The unfortunate weakness in this title doesn't come from the controls, or the sound or graphics, but lies in familiarity and the game design itself. For one, the game isn't much different than previous Prime games. You're still saving the galaxy one power-up at a time. That's all fine and good, and great gameplay isn't something to complain about, but it's not going to make the same impact as Metroid Prime did 5 years ago. That game revitalized a franchise and brought it into a new era and let us experience a Metroid adventure for the first time in modern gaming; Prime 3 just continues standards set by that game. There are slight changes, some good, some not so good. There are two action set pieces, one at the beginning of the game, and one near the end. These sequences feel like Halo, and because they don't affect the rest of the game or change core Metroid gameplay, I found them welcome additions. It changes up the pace, it adds something new, and it allows for great cinematic battles. Another welcome addition is the voice acting and bump in general overall presentation. For once a Nintendo game feels like modern game. Sure, it's not groundbreaking from a storytelling perspective (like Bioshock), but at least Retro brought Nintendo into the 21st century. I might get spoiled and start to expect this.
The most disappointing change is that Metroid has now also been slightly dumbed down. In the first two Primes, I often struggled with the bosses, and I would sometimes die and have to replay large sections of the game. One thing I'm happy about is that Retro has added checkpoints, so you won't always have to start at the last save station. That I am happy about, but I also barely had to use it, because the difficulty has been lowered. I could never beat the final boss in the first two Primes, but in Prime 3 I blasted through the game virtually unchallenged. Am I happy the final boss was easier? Yes. Did I want the whole game to be easier? Definitely not. It's a fine balance finding just the right difficulty, and I suspect Retro was encouraged to make it just a little bit easier than they wanted. It's too bad, because the dififculty in the first two Primes was nearly perfect, and just a slight decrease would have been enough. I suppose those complaints are nullified with the options of harder difficulty settings, but my biggest complaint can never be fixed. The world, the actual level designs, aren't as interesting as they were in Prime 1 or even, dare I say it, Echoes.

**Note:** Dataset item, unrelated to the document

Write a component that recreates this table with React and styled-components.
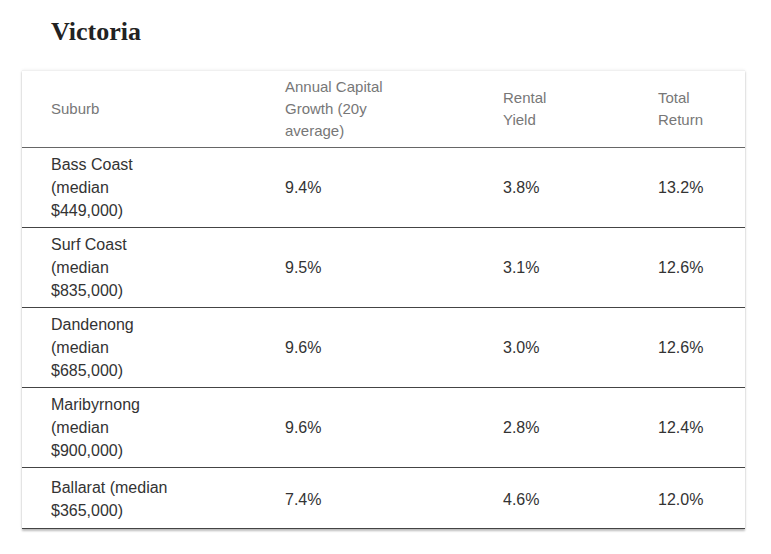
import React from "react";
import styled, { createGlobalStyle } from "styled-components";

const GlobalStyle = createGlobalStyle`
	body {
		margin: 0;
		background: #fff;
		font-family: "Liberation Sans", Arial, sans-serif;
	}
`;

const columns = [
	{ key: "suburb", label: "Suburb", width: 234, padRight: 80 },
	{ key: "growth", label: "Annual Capital Growth (20y average)", width: 218, padRight: 74 },
	{ key: "yield", label: "Rental Yield", width: 155, padRight: 61 },
	{ key: "total", label: "Total Return", width: 116, padRight: 27 },
];

const rows = [
	{ suburb: "Bass Coast (median $449,000)", growth: "9.4%", yield: "3.8%", total: "13.2%" },
	{ suburb: "Surf Coast (median $835,000)", growth: "9.5%", yield: "3.1%", total: "12.6%" },
	{ suburb: "Dandenong (median $685,000)", growth: "9.6%", yield: "3.0%", total: "12.6%" },
	{ suburb: "Maribyrnong (median $900,000)", growth: "9.6%", yield: "2.8%", total: "12.4%" },
	{ suburb: "Ballarat (median $365,000)", growth: "7.4%", yield: "4.6%", total: "12.0%" },
];

function App() {
	return (
		<>
			<GlobalStyle />
			<Page>
				<Title>Victoria</Title>
				<Table>
					<thead>
						<tr>
							{columns.map((c) => (
								<HeadCell key={c.key} $w={c.width} $pr={c.padRight}>
									{c.label}
								</HeadCell>
							))}
						</tr>
					</thead>
					<tbody>
						{rows.map((r, i) => (
							<Row key={i}>
								{columns.map((c) => (
									<Cell key={c.key} $pr={c.padRight}>
										{r[c.key]}
									</Cell>
								))}
							</Row>
						))}
					</tbody>
				</Table>
			</Page>
		</>
	);
}

const Page = styled.div`
	padding: 17px 26px 20px 22px;
`;

const Title = styled.h2`
	margin: 0 0 23px 29px;
	font-family: "Liberation Serif", "Times New Roman", serif;
	font-size: 26px;
	line-height: 30px;
	font-weight: 700;
	color: #222;
`;

const Table = styled.table`
	width: 723px;
	table-layout: fixed;
	border-collapse: collapse;
	box-shadow: 0 0 3px rgba(0, 0, 0, 0.08), 0 2px 2px rgba(0, 0, 0, 0.25);
	border-top: 1px solid #f0f0f0;
`;

const HeadCell = styled.th`
	box-sizing: border-box;
	width: ${(p) => p.$w}px;
	padding: 5px ${(p) => p.$pr}px 5px 29px;
	text-align: left;
	vertical-align: middle;
	font-size: 15px;
	line-height: 22px;
	font-weight: 400;
	color: #777;
	border-bottom: 1px solid #666;
`;

const Row = styled.tr`
	border-bottom: 1px solid #444;
	&:last-child td {
		padding-top: 8px;
		padding-bottom: 6px;
	}
`;

const Cell = styled.td`
	box-sizing: border-box;
	padding: 5px ${(p) => p.$pr}px 5px 29px;
	vertical-align: middle;
	font-size: 16px;
	line-height: 23px;
	color: #333;
`;

export default App;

Sky Town, the level that feels much like the center of the game, is just plain not fun to explore. It's a bunch of tiny islands suspended in the sky, with set paths between them. It's like WInd Waker in the sky, but you have to travel in a straight line. And the islands themselves are vertically built, so it's confusing and about as fun as navigating a skyscraper. The other areas are okay, but there just seems to be less to explore in general. Metroid Prime 1 felt like this great big world, each area was inspired, each had tons of secrets to find, each felt massive and expansive. The decision to break up the areas into different planets I think greatly hurt the level design, despite how cool it was to finally take the gunship for a spin.
And finally, as further proof that there have been cuts in level design, I completed my mission in 11 hours and 22 minutes (of course, that is probably at a bare minimum 55%). The other Prime game took me twice as long just to reach the final area. So it's length has been shortened, the levels are smaller, and the designs of the levels are only equally as clever as previous entries at best.
I fully enjoyed Metroid Prime 3, and I think the Wii deserves more games like this, and less hastily assembled PS2 ports and distractions like Carnival Games. It looks and feels a lot like its predecessors, and that's not such a bad thing, but the change in controls is better and more fun, and the overall bump in presentation hardly goes unnoticed. At the same time, I'm not going to kid myself (or anybody else) into thinking that it's greater than it is, let alone that it's groundbreaking or the greatest game ever. It's not. It's a great Nintendo adventure, and we could use more of them.